Serial Fellows


We all have them.

Friends and acquaintances who are so talented and must have accomplished so much and shown such promise that they have been singled out time and again to receive one plush fellowship or another.

You know them. They are the ones that pop up in your timeline proclaiming they feel so “humbled” to be selected for such fellowships, then proceed to bombard you with photos of the hallowed halls of influence and scholarship they’ve been sent to and the beautiful super smart people they’ve met.

At first we feel very happy for them, to be recognised for their contributions and being sent out on fellowships so they may learn of developments in their field by others in other countries.

Presumably, this would open their eyes give them new insights with which to come home  and put new ideas into practice for the benefit of recipients of their cause.

So we like their posts when they so generously share on social media the great times they had and the illustrious people they meet.

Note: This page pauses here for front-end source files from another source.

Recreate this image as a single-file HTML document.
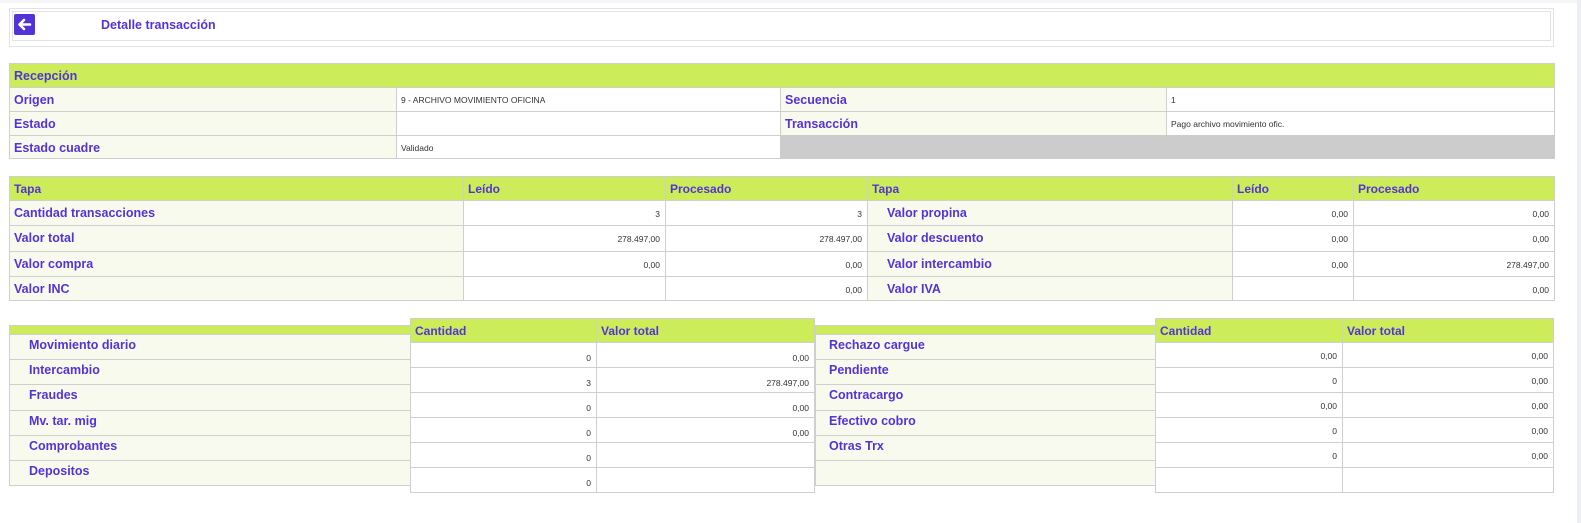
<!DOCTYPE html>
<html style="overflow:hidden"><head><meta charset="utf-8"><style>
html,body{overflow:hidden}
body{margin:0;width:1581px;height:523px;background:#fff;position:relative;font-family:"Liberation Sans",sans-serif}
.c{position:absolute;box-sizing:border-box;border:1px solid #cfcfcf;white-space:nowrap;overflow:hidden}
.h{background:#ccec5a;color:#5433d6;font-weight:bold;font-size:12px;padding:5px 0 0 4px}
.l{background:#f8faee;color:#5433d6;font-weight:bold;font-size:12.5px;padding:5px 0 0 4px}
.i{padding-left:19px}
.v{background:#fff;color:#333;font-size:8.5px;text-align:right;padding:8px 5px 0 0}
.t{background:#fff;color:#333;font-size:8.5px;padding:7px 0 0 4px}
.bl{padding-top:3px}
.bv{padding-top:10px}
</style></head><body>
<div style="position:absolute;left:1577px;top:0;width:4px;height:523px;background:#eceef2"></div>
<div style="position:absolute;left:0;top:0;width:1577px;height:3px;background:#f6f6f6"></div>
<div class="c" style="left:9px;top:8px;width:1545px;height:39px;border-color:#e2e2ea"></div>
<div class="c" style="left:12px;top:11px;width:1539px;height:30px;border-color:#e2e2ea"></div>
<div style="position:absolute;left:14px;top:14px;width:21px;height:21px;background:#5233d8;border-radius:2px">
<svg width="21" height="21" viewBox="0 0 21 21"><path d="M16 10.5H6M10 6L5.5 10.5 10 15" stroke="#fff" stroke-width="2.6" fill="none" stroke-linecap="round" stroke-linejoin="round"/></svg></div>
<div style="position:absolute;left:101px;top:18px;font-size:12.5px;font-weight:bold;color:#5433d6">Detalle transacción</div>

<div class="c h" style="left:9px;top:63px;width:1546px;height:25px;font-size:12.5px">Recepción</div>
<div class="c l" style="left:9px;top:87px;width:388px;height:25px">Origen</div>
<div class="c t" style="left:396px;top:87px;width:385px;height:25px">9 - ARCHIVO MOVIMIENTO OFICINA</div>
<div class="c l" style="left:780px;top:87px;width:387px;height:25px">Secuencia</div>
<div class="c t" style="left:1166px;top:87px;width:389px;height:25px">1</div>
<div class="c l" style="left:9px;top:111px;width:388px;height:25px">Estado</div>
<div class="c t" style="left:396px;top:111px;width:385px;height:25px"></div>
<div class="c l" style="left:780px;top:111px;width:387px;height:25px">Transacción</div>
<div class="c t" style="left:1166px;top:111px;width:389px;height:25px">Pago archivo movimiento ofic.</div>
<div class="c l" style="left:9px;top:135px;width:388px;height:24px">Estado cuadre</div>
<div class="c t" style="left:396px;top:135px;width:385px;height:24px">Validado</div>
<div class="c" style="left:780px;top:135px;width:775px;height:24px;background:#cccccc;border:none"></div>

<div class="c h" style="left:9px;top:176px;width:455px;height:25px">Tapa</div>
<div class="c h" style="left:463px;top:176px;width:203px;height:25px">Leído</div>
<div class="c h" style="left:665px;top:176px;width:203px;height:25px">Procesado</div>
<div class="c l" style="left:9px;top:200px;width:455px;height:26px">Cantidad transacciones</div>
<div class="c v" style="left:463px;top:200px;width:203px;height:26px">3</div>
<div class="c v" style="left:665px;top:200px;width:203px;height:26px">3</div>
<div class="c l" style="left:9px;top:225px;width:455px;height:27px">Valor total</div>
<div class="c v" style="left:463px;top:225px;width:203px;height:27px">278.497,00</div>
<div class="c v" style="left:665px;top:225px;width:203px;height:27px">278.497,00</div>
<div class="c l" style="left:9px;top:251px;width:455px;height:26px">Valor compra</div>
<div class="c v" style="left:463px;top:251px;width:203px;height:26px">0,00</div>
<div class="c v" style="left:665px;top:251px;width:203px;height:26px">0,00</div>
<div class="c l" style="left:9px;top:276px;width:455px;height:25px">Valor INC</div>
<div class="c v" style="left:463px;top:276px;width:203px;height:25px"></div>
<div class="c v" style="left:665px;top:276px;width:203px;height:25px">0,00</div>

<div class="c h" style="left:867px;top:176px;width:366px;height:25px">Tapa</div>
<div class="c h" style="left:1232px;top:176px;width:122px;height:25px">Leído</div>
<div class="c h" style="left:1353px;top:176px;width:202px;height:25px">Procesado</div>
<div class="c l i" style="left:867px;top:200px;width:366px;height:26px">Valor propina</div>
<div class="c v" style="left:1232px;top:200px;width:122px;height:26px">0,00</div>
<div class="c v" style="left:1353px;top:200px;width:202px;height:26px">0,00</div>
<div class="c l i" style="left:867px;top:225px;width:366px;height:27px">Valor descuento</div>
<div class="c v" style="left:1232px;top:225px;width:122px;height:27px">0,00</div>
<div class="c v" style="left:1353px;top:225px;width:202px;height:27px">0,00</div>
<div class="c l i" style="left:867px;top:251px;width:366px;height:26px">Valor intercambio</div>
<div class="c v" style="left:1232px;top:251px;width:122px;height:26px">0,00</div>
<div class="c v" style="left:1353px;top:251px;width:202px;height:26px">278.497,00</div>
<div class="c l i" style="left:867px;top:276px;width:366px;height:25px">Valor IVA</div>
<div class="c v" style="left:1232px;top:276px;width:122px;height:25px"></div>
<div class="c v" style="left:1353px;top:276px;width:202px;height:25px">0,00</div>

<div class="c h" style="left:9px;top:325px;width:402px;height:10px;padding:0"></div>
<div class="c l i bl" style="left:9px;top:334px;width:402px;height:26px">Movimiento diario</div>
<div class="c l i bl" style="left:9px;top:359px;width:402px;height:26px">Intercambio</div>
<div class="c l i bl" style="left:9px;top:384px;width:402px;height:27px">Fraudes</div>
<div class="c l i bl" style="left:9px;top:410px;width:402px;height:26px">Mv. tar. mig</div>
<div class="c l i bl" style="left:9px;top:435px;width:402px;height:26px">Comprobantes</div>
<div class="c l i bl" style="left:9px;top:460px;width:402px;height:26px">Depositos</div>
<div class="c h" style="left:410px;top:318px;width:187px;height:25px">Cantidad</div>
<div class="c h" style="left:596px;top:318px;width:219px;height:25px">Valor total</div>
<div class="c v bv" style="left:410px;top:342px;width:187px;height:26px">0</div>
<div class="c v bv" style="left:596px;top:342px;width:219px;height:26px">0,00</div>
<div class="c v bv" style="left:410px;top:367px;width:187px;height:26px">3</div>
<div class="c v bv" style="left:596px;top:367px;width:219px;height:26px">278.497,00</div>
<div class="c v bv" style="left:410px;top:392px;width:187px;height:26px">0</div>
<div class="c v bv" style="left:596px;top:392px;width:219px;height:26px">0,00</div>
<div class="c v bv" style="left:410px;top:417px;width:187px;height:26px">0</div>
<div class="c v bv" style="left:596px;top:417px;width:219px;height:26px">0,00</div>
<div class="c v bv" style="left:410px;top:442px;width:187px;height:26px">0</div>
<div class="c v bv" style="left:596px;top:442px;width:219px;height:26px"></div>
<div class="c v bv" style="left:410px;top:467px;width:187px;height:26px">0</div>
<div class="c v bv" style="left:596px;top:467px;width:219px;height:26px"></div>

<div class="c h" style="left:815px;top:325px;width:341px;height:10px;padding:0"></div>
<div class="c l bl" style="left:815px;top:334px;width:341px;height:26px;padding-left:13px">Rechazo cargue</div>
<div class="c l bl" style="left:815px;top:359px;width:341px;height:26px;padding-left:13px">Pendiente</div>
<div class="c l bl" style="left:815px;top:384px;width:341px;height:27px;padding-left:13px">Contracargo</div>
<div class="c l bl" style="left:815px;top:410px;width:341px;height:26px;padding-left:13px">Efectivo cobro</div>
<div class="c l bl" style="left:815px;top:435px;width:341px;height:26px;padding-left:13px">Otras Trx</div>
<div class="c l bl" style="left:815px;top:460px;width:341px;height:26px"></div>
<div class="c h" style="left:1155px;top:318px;width:188px;height:25px">Cantidad</div>
<div class="c h" style="left:1342px;top:318px;width:212px;height:25px">Valor total</div>
<div class="c v" style="left:1155px;top:342px;width:188px;height:26px">0,00</div>
<div class="c v" style="left:1342px;top:342px;width:212px;height:26px">0,00</div>
<div class="c v" style="left:1155px;top:367px;width:188px;height:26px">0</div>
<div class="c v" style="left:1342px;top:367px;width:212px;height:26px">0,00</div>
<div class="c v" style="left:1155px;top:392px;width:188px;height:26px">0,00</div>
<div class="c v" style="left:1342px;top:392px;width:212px;height:26px">0,00</div>
<div class="c v" style="left:1155px;top:417px;width:188px;height:26px">0</div>
<div class="c v" style="left:1342px;top:417px;width:212px;height:26px">0,00</div>
<div class="c v" style="left:1155px;top:442px;width:188px;height:26px">0</div>
<div class="c v" style="left:1342px;top:442px;width:212px;height:26px">0,00</div>
<div class="c v" style="left:1155px;top:467px;width:188px;height:26px"></div>
<div class="c v" style="left:1342px;top:467px;width:212px;height:26px"></div>
</body></html>
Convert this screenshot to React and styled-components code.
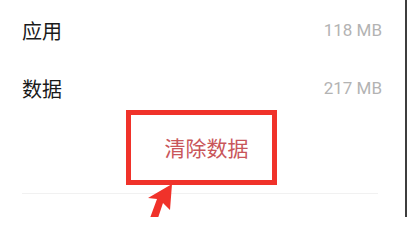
import React from "react";
import styled, { createGlobalStyle } from "styled-components";

const Global = createGlobalStyle`
  html, body { margin: 0; padding: 0; background: #ffffff; }
  body { font-family: Roboto, "Noto Sans CJK SC", sans-serif; }
`;

const Screen = styled.div`
  position: relative;
  width: 407px;
  height: 217px;
  overflow: hidden;
  display: flex;
  background: #ffffff;
`;

const Content = styled.div`
  flex: 1;
  display: flex;
  flex-direction: column;
  padding: 1px 23px 0 22px;
`;

const Edge = styled.div`
  width: 2px;
  background: #3d3d3d;
`;

const Row = styled.div`
  height: 58px;
  display: flex;
  align-items: center;
  justify-content: space-between;
`;

const Label = styled.span`
  font-family: "Noto Sans CJK SC", sans-serif;
  font-size: 20px;
  color: #1a1a1a;
`;

const Value = styled.span`
  font-family: Roboto, sans-serif;
  font-size: 17px;
  color: #b3b3b3;
`;

const ButtonArea = styled.div`
  height: 60px;
  margin-bottom: 16px;
  display: flex;
  align-items: center;
  justify-content: center;
  padding-left: 9px;
`;

const ClearButton = styled.span`
  font-family: "Noto Sans CJK SC", sans-serif;
  font-size: 21px;
  color: #c9565a;
`;

const Divider = styled.div`
  height: 1px;
  background: #f1f1f1;
  margin-right: 4px;
`;

const Highlight = styled.div`
  position: absolute;
  left: 126px;
  top: 110px;
  width: 151px;
  height: 75px;
  box-sizing: border-box;
  border: 5px solid #f0322a;
`;

const Arrow = styled.svg`
  position: absolute;
  left: 0;
  top: 0;
  pointer-events: none;
`;

export default function App() {
  return (
    <>
      <Global />
      <Screen>
        <Content>
          <Row>
            <Label>应用</Label>
            <Value>118 MB</Value>
          </Row>
          <Row>
            <Label>数据</Label>
            <Value>217 MB</Value>
          </Row>
          <ButtonArea>
            <ClearButton>清除数据</ClearButton>
          </ButtonArea>
          <Divider />
        </Content>
        <Edge />
        <Highlight />
        <Arrow width="407" height="217" viewBox="0 0 407 217">
          <polygon
            points="172,184 170,210 163,203 158,218 150,218 157,199 148,198"
            fill="#f0322a"
          />
        </Arrow>
      </Screen>
    </>
  );
}
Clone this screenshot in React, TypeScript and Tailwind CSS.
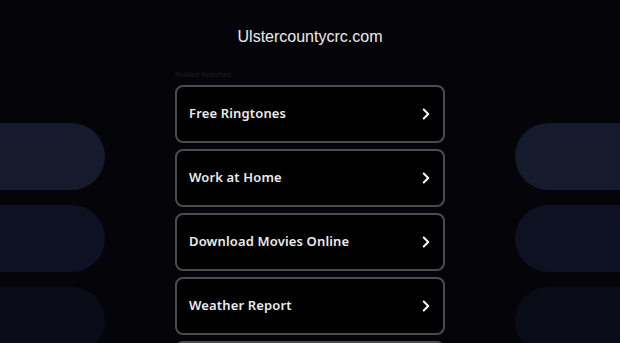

Then they come home and before you know it, they are on yet another fellowship again. And again with barely a year’s hiatus in between.

Which makes you wonder,

About the institutions dishing out these fellowships. Is Indonesia so thin on talent and worthy people that the same people keep being selected all the time?

About the recipients themselves. Where do they find time to put their new learnings and insights to work if they are busy going form one fellowship to the next?

Unspun recently had conversations with his friends and and we tried to analyse what these recipients do after their initial spurt of productivity that saw them establishing causes, movements and organisations for the public good. Out conclusion was that we couldn’t see how their fellowships had benefitted their causes.

In fact, in some instances, we felt that their causes had suffered from neglect because their founders/main movers were too busy traveling father fellowships.

We counted a couple of serial fellows who must have gone on three or four fellowships over the past five years.

There comes a point in life when anything, even the best intentioned ones involving very talented people, become ridiculous.